The review's purpose is to ensure that, as we approach the early years of the 21st century, arrangements are in place that are sufficiently robust and flexible and meet our needs in terms of our ability to attract and retain people of the highest quality to perform the very demanding tasks that we ask of people at all levels. In particular, the review was needed against the background of change in the deployment of the armed forces and the very profound changes--not all of them for the better--in our national life. Mr. Bett and his team will thus be taking the most careful account, among other things, of changes in the nature of the tasks which our service men and women are expected to perform, in the skills that they need and in the work force from which they are recruited.

At the same time, the review will certainly take the fullest account of the particular requirements and ethos of service life. That is an extremely important matter for the armed forces and one for which we shall have a very high regard and care. I agree with my hon. Friend about the importance of that point and I want to assure him that it is especially reflected in Mr. Bett's terms of reference. It is a matter that we shall consider very carefully indeed. As for recent and current recruitment trends, lower targets resulting from the "Options for Change" rundown have meant that we have had few problems in attracting sufficient numbers of suitably qualified and well-motivated young people to a career in the services, even though applications for both officers and other ranks are down on previous years. My hon. Friend will be pleased to hear, however, that premature voluntary release remains at very low levels, although there is some evidence of increased competition from the civilian job market as the economy improves.

As recruiting targets rise in the coming years, it may be more difficult to attract young people in the eligible age groups. That, as my hon. Friend will understand, would be a very serious matter for the forces. We are therefore spending great time and effort to see how we can better manage those issues. As my hon. Friend knows, studies about recruiting have been under way for some time and some have gone very well indeed.

My hon. Friend referred to allowances, on which we are expecting Mr. Bett to make recommendations. My hon. Friend has identified issues such as the degree of stability or otherwise in service life, which will obviously be a very important background to the review team's thinking because they influence the costs incurred by service men and women and their families as a result of the requirements of service life.

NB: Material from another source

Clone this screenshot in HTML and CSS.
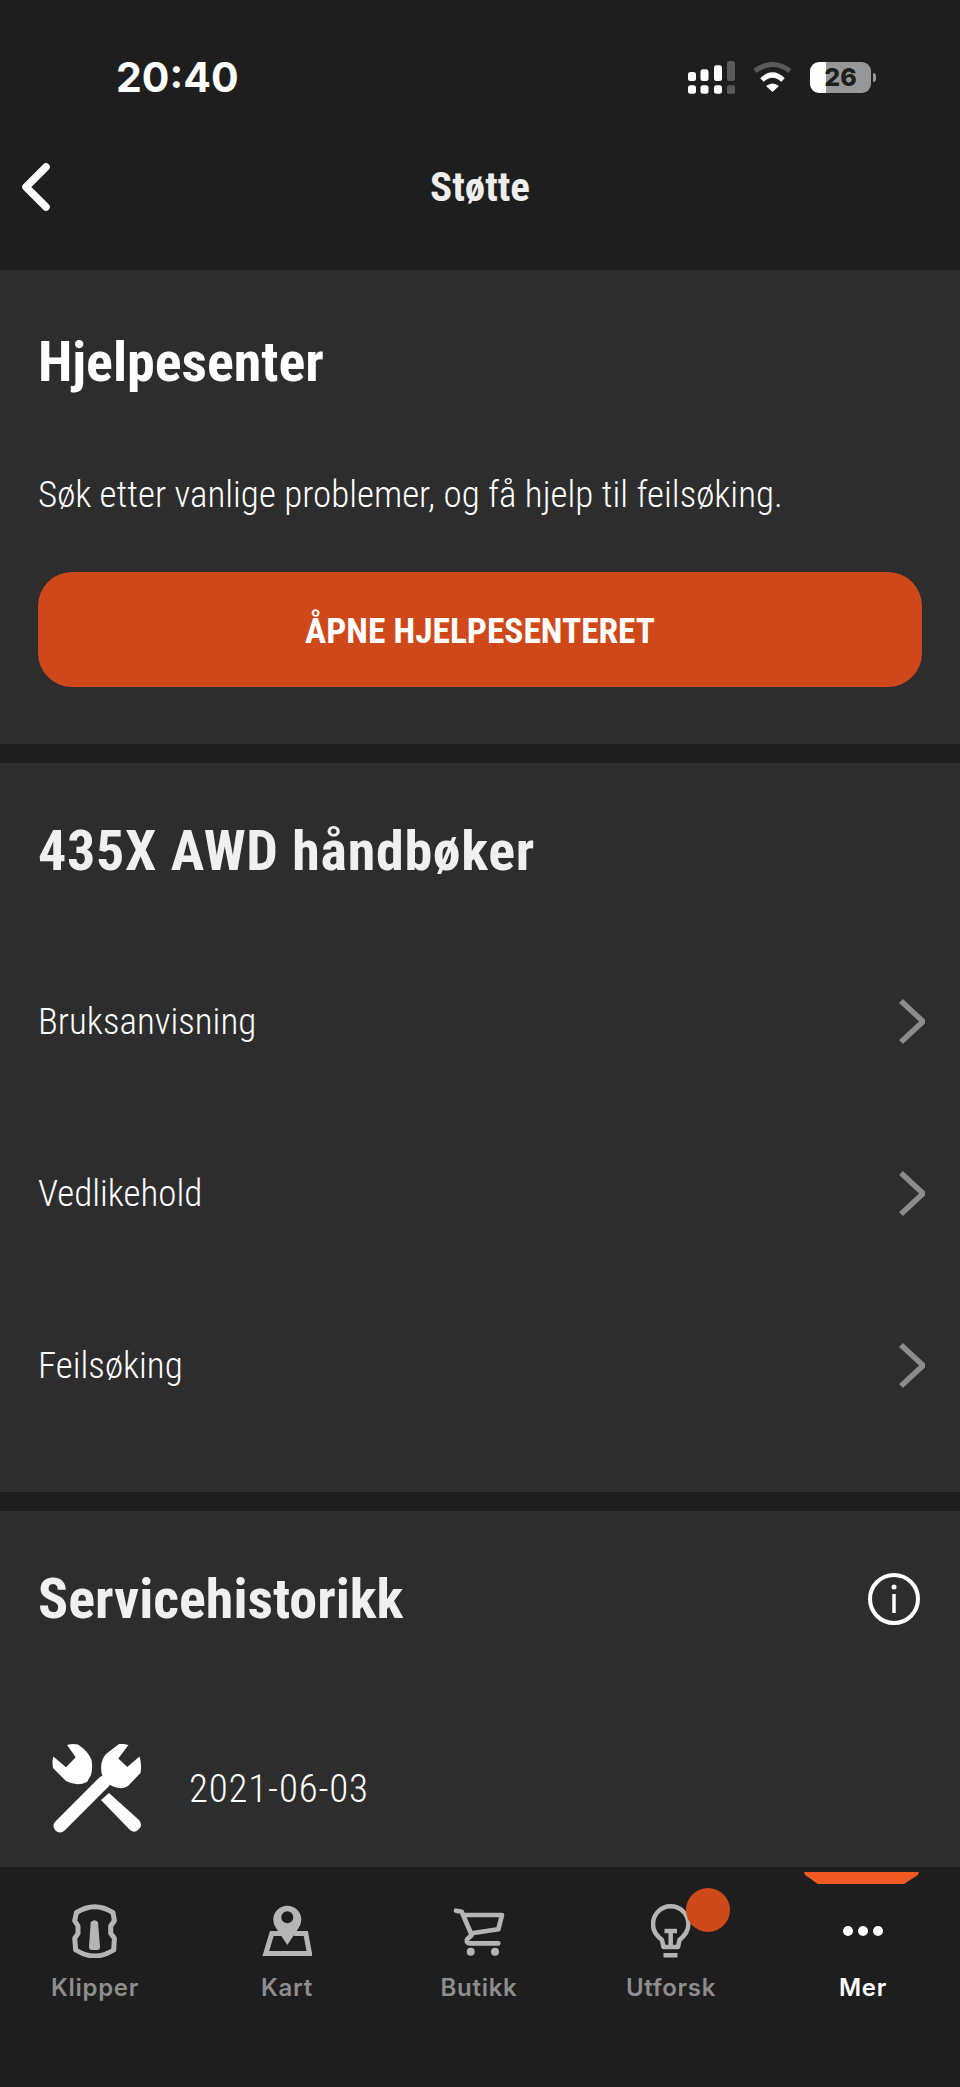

My hon. Friend might like to know that, last week, I met an outstanding brigadier who has served for 30 years in the Army, during which time he has had 28 jobs in 14 countries involving 17 home moves. He remains triumphantly happily married with two very beautiful daughters, but it is an appropriate moment to pay the warmest possible tribute to the wives of our service men who put up with a great deal and do not derive great confidence from the fatuous sniping by the Opposition.